Maybe you're right - I've never tried dokploy, but from documentation it sounds like mostly a deployment, monitoring and alerting tool. For me the problem has always been that once you get the alert (or something just stops working), a human needs to react to it and make things work again. In cloud services you mostly pay for them providing the human, and in self-hosting you're the human.

I can see though that today's AI models could eventually replace the human in the loop and truly automatically fix every possible situation.

yeah i've had more downtime on managed db's & cloud servers then on my own managed VPS. And if it happens, with VPS i can normally fix it instantly compared to waiting 20-60 min for a response, just to let you know they start fixing it. And when they fix it, it doesnt always mean your instance automatically works.

I must be using the wrong cloud services. Whenever a part of our app goes down someone on the team still needs to respond to it.
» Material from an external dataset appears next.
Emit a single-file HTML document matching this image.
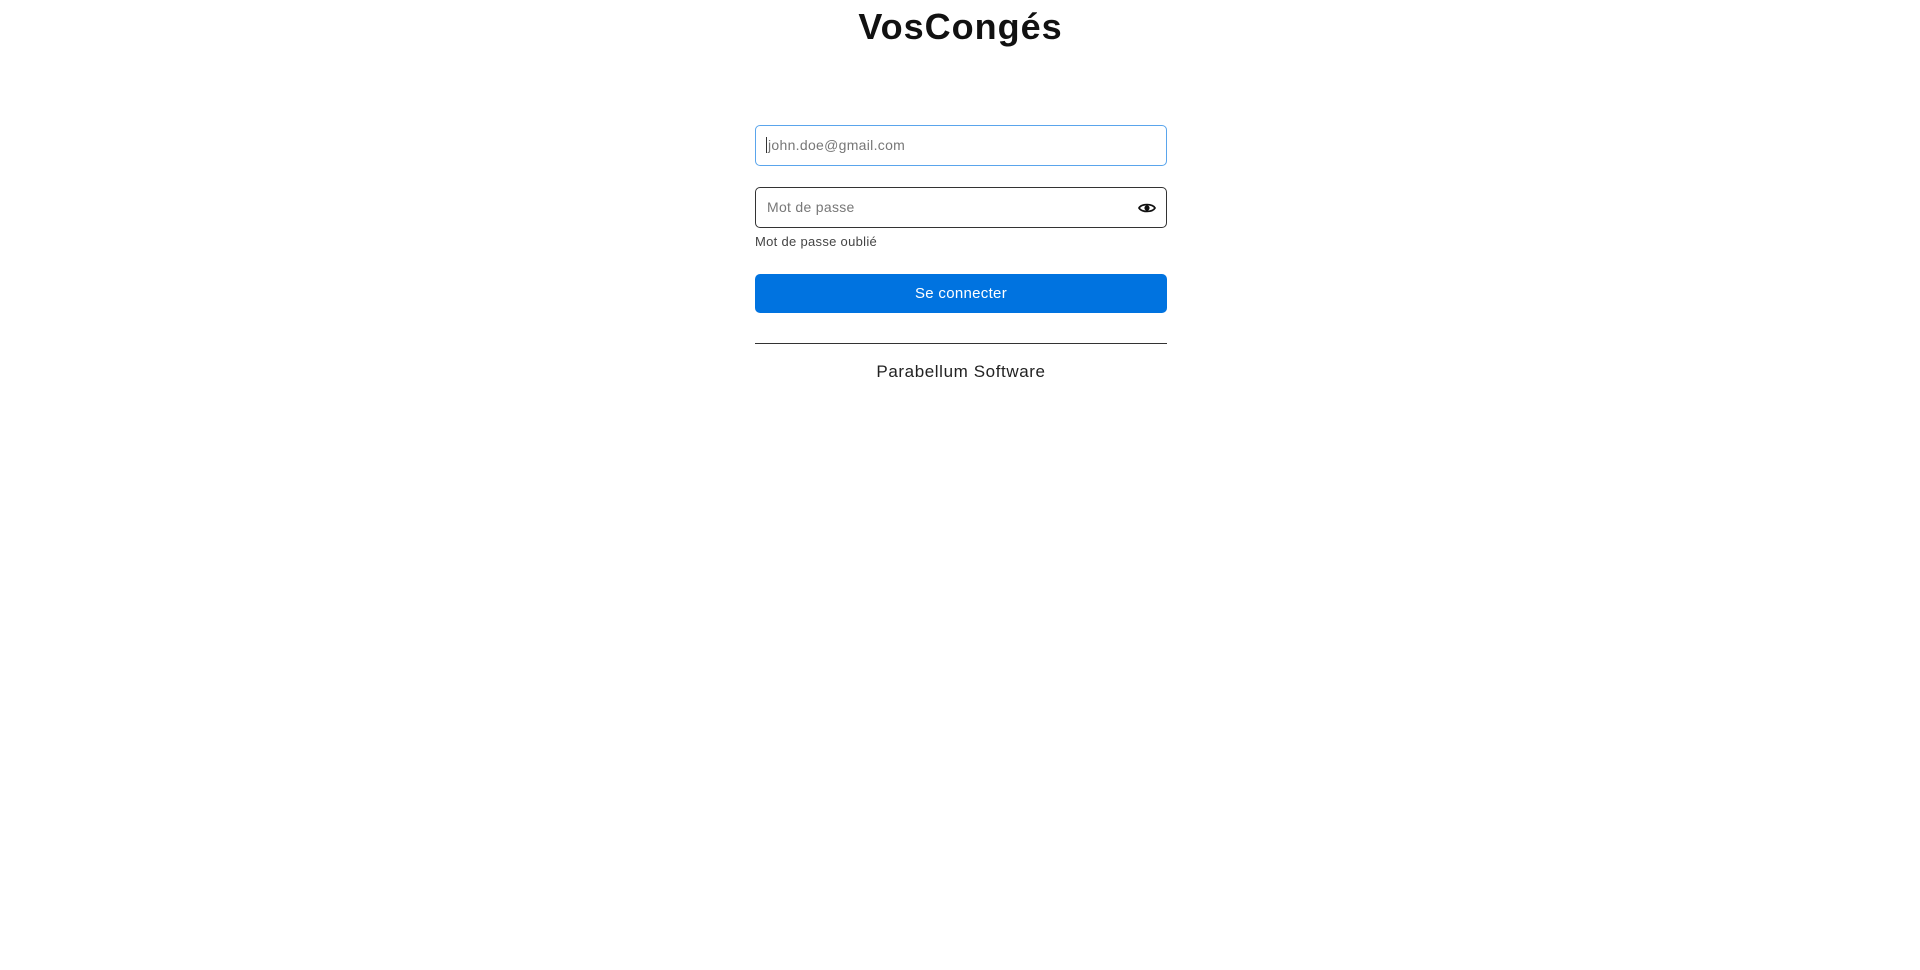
<!DOCTYPE html>
<html><head><meta charset="utf-8"><style>
body{margin:0;background:#fff;font-family:"Liberation Sans",sans-serif;width:1920px;height:970px;position:relative}
.t{position:absolute;top:6px;left:0;width:1921px;text-align:center;font-size:36px;font-weight:bold;color:#111;letter-spacing:1px}
.in{position:absolute;left:755px;width:410px;height:39px;border:1px solid #333;border-radius:5px;box-sizing:content-box}
.in span{position:absolute;left:11px;top:11px;font-size:14px;color:#777;letter-spacing:0.3px}
.btn{position:absolute;left:755px;top:274px;width:412px;height:39px;background:#0073e0;border-radius:5px;color:#fff;font-size:15px;text-align:center;line-height:39px;letter-spacing:0.3px}
</style></head><body>
<div class="t">VosCongés</div>
<div class="in" style="top:125px;border:1.5px solid #5aa5ec"><span style="border-left:1px solid #333;padding-left:1px;left:10px">john.doe@gmail.com</span></div>
<div class="in" style="top:187px"><span>Mot de passe</span>
<svg style="position:absolute;right:10px;top:12px" width="18" height="16" viewBox="0 0 18 16"><path d="M1 8C3.5 3.5 14.5 3.5 17 8C14.5 12.5 3.5 12.5 1 8Z" fill="none" stroke="#111" stroke-width="1.8"/><circle cx="9" cy="8" r="2.6" fill="#111"/></svg></div>
<div style="position:absolute;left:755px;top:234px;font-size:13px;color:#444;letter-spacing:0.3px">Mot de passe oublié</div>
<div class="btn">Se connecter</div>
<div style="position:absolute;left:755px;top:343px;width:412px;height:1px;background:#333"></div>
<div style="position:absolute;left:755px;top:362px;width:412px;text-align:center;font-size:17px;color:#222;letter-spacing:0.6px">Parabellum Software</div>
</body></html>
You might be right. I've been mostly using serverless / managed cloud services such as AWS Lambda, API Gateway, S3, DynamoDB for the past 10+ years. When I've needed to respond, it's been because I myself deployed a bad update and needed to roll it back, or a third party integration broke. The cloud platform itself has been very stable, and during the couple of bigger incidents that have happened, I've just waited for AWS to fix it and for things to start working again.

you actually need new ops teammates, not new cloud services :)